What’s changing? Everything. Marketers are no more looking at “digital” in a silo. They are pushing Agencies to integrate – not only media but also Creative, Formats & Content. They are probing on shelf life and impact across platforms. Agencies in turn are collaborating more and focusing on true 360o output as a competitive advantage. Television & Film Media houses are launching & promoting separate digital platforms, initially to complement existing content access, but are gradually finding it worthwhile to build it as a stand-alone platform worth its own investment in unique content. Print Media houses are pushing integrated media plans, and focusing on social media content. Radio has already gone ahead with a mix of social media and on-ground activation as its key revenue driver. Magazines soon will only exist online.
But that’s not it. Media or Marketing is not the only element that’s changing. The biggest transformation is visible in the ways Brands or Corporate houses are tracking the shift in consumer behavior, and re-engineering the way they do business. The fast development of telecom technology, increasing Internet and mobile penetration, growing acceptability of mobile payments and favourable demographics have changed many aspects of our lives – how we search for information, how we travel, how we eat, how we dress, and not at least how we shop products or services. Although classic shop-based retail is still preferred, ecommerce has gained immense ground. As per ASSOCHAM, the ecommerce industry in the country is likely to be worth $38 billion by 2016, a 67 percent jump over the $23 billion revenues for 2015. As of 2015, the retail e-commerce sales as a percent of total retail sales in India was 0.9 percent, but this is also expected to grow, reaching 1.4 percent in 2018. While the initial euphoria about ecommerce portals may have now started to plateau, the experiences of these portals in terms of sheer number of consumers, shopping behavior across categories, consumer connect, and real-time analytics are impacting the way Brands are working their current go-to-market plans across categories. In 2015, the highest growth rate for ecommerce was seen in the apparel segment almost 69.5 percent over last year, followed by electronic items by 62 percent, baby care products at 53 percent, beauty and personal care products at 52 percent and home furnishings at 49 percent. Brands, depending on where they stand in their category, are planning and executing strategies to either add eCommerce as their core competitive advantage or relaunch strategy or channel augmentation or a market entry strategy itself. As a result, not only business plans are integrating new areas such as online brand store set-up, e-tail merchandising, connecting retail & online, online distribution, and many more – but also now have possible opportunities to assign accountability on its digital & integrate marketing spends, leading to fulfillment. This in turn, is increasing positive propensity of the CXO towards higher SOV of digital & integrated marketing spends in the overall budgeting exercise.
And its visible. In 2015, search-related Ads contributed 30 percent of the total digital ad pie with 1,488 crore, followed by Ads on social media platforms like Facebook, Twitter and LinkedIn at 18 percent, or 940 crore. Spending on Video Ads such as YouTube stood at 900 crore in 2015 and accounted for 17 percent of the overall Ad spending in the digital space. This has also been driven by higher Internet speeds available to consumers coupled with an increase in mobile advertisement inventories. As these trends continue, video advertising is expected to gain further in 2016.

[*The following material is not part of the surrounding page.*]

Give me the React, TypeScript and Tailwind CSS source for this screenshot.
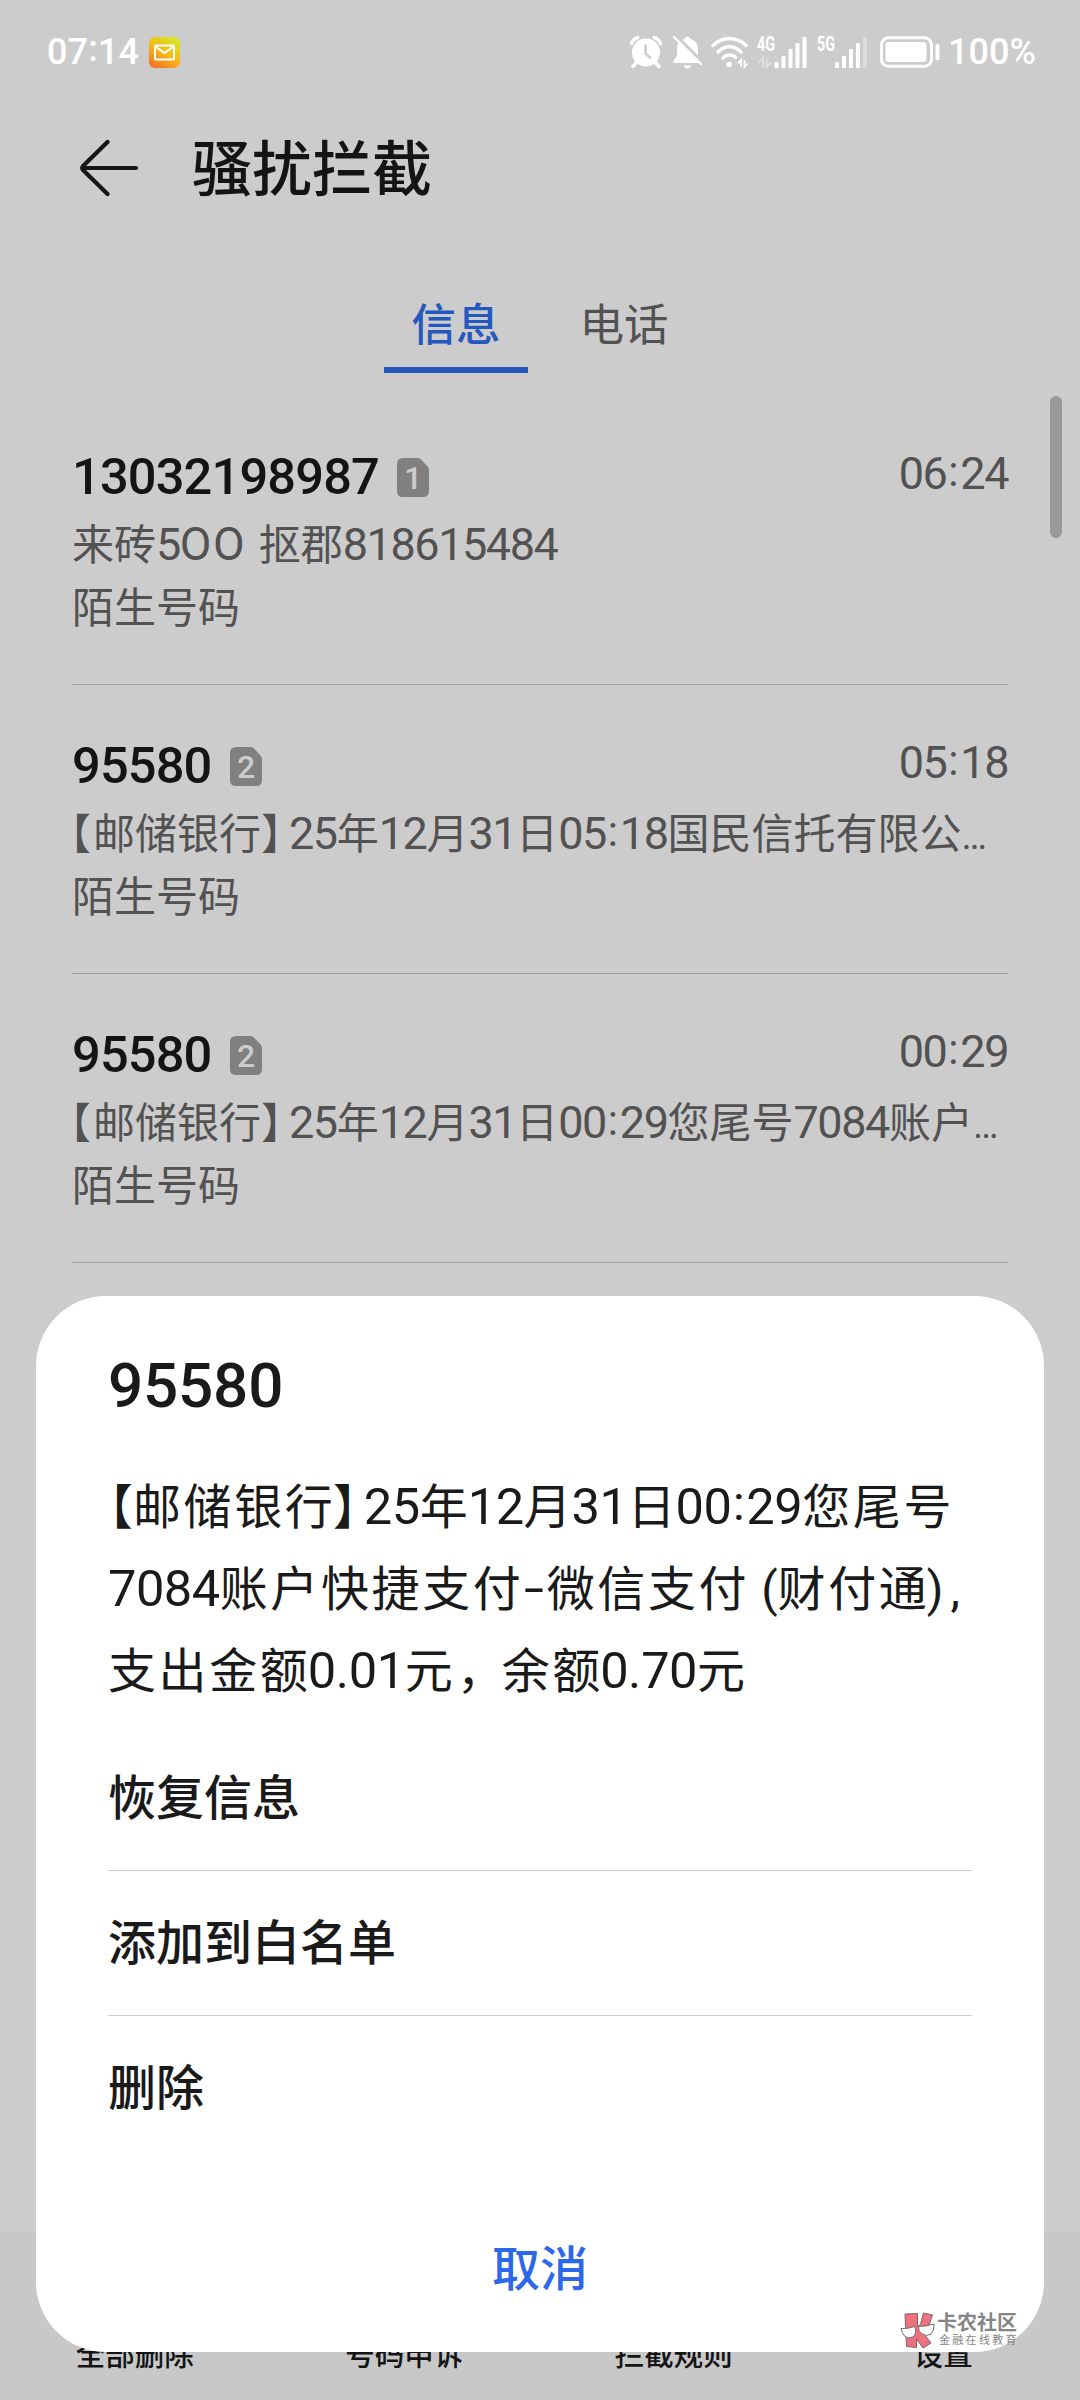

From a consumer perspective, its all new experiences and content! A larger number of those who view online advertisements felt that these ads helped them in finding the right product. There has been a substantial increase in the number of consumers who feel that the relevance of these ads has increased, and viewers also said that online ads were informative. In addition, use of smaller screens on personal devices will fuel ‘personal escapism’ or watching digital content individually, with 45 percent of all content consumed expected to be on the small screen by 2020, said EY in a recent report.
With the Indian Government and bureaucracy also driving adoption of digital & social media to enrich everyday lives, the true potential of consumers being engaged through digital marketing has just been unlocked!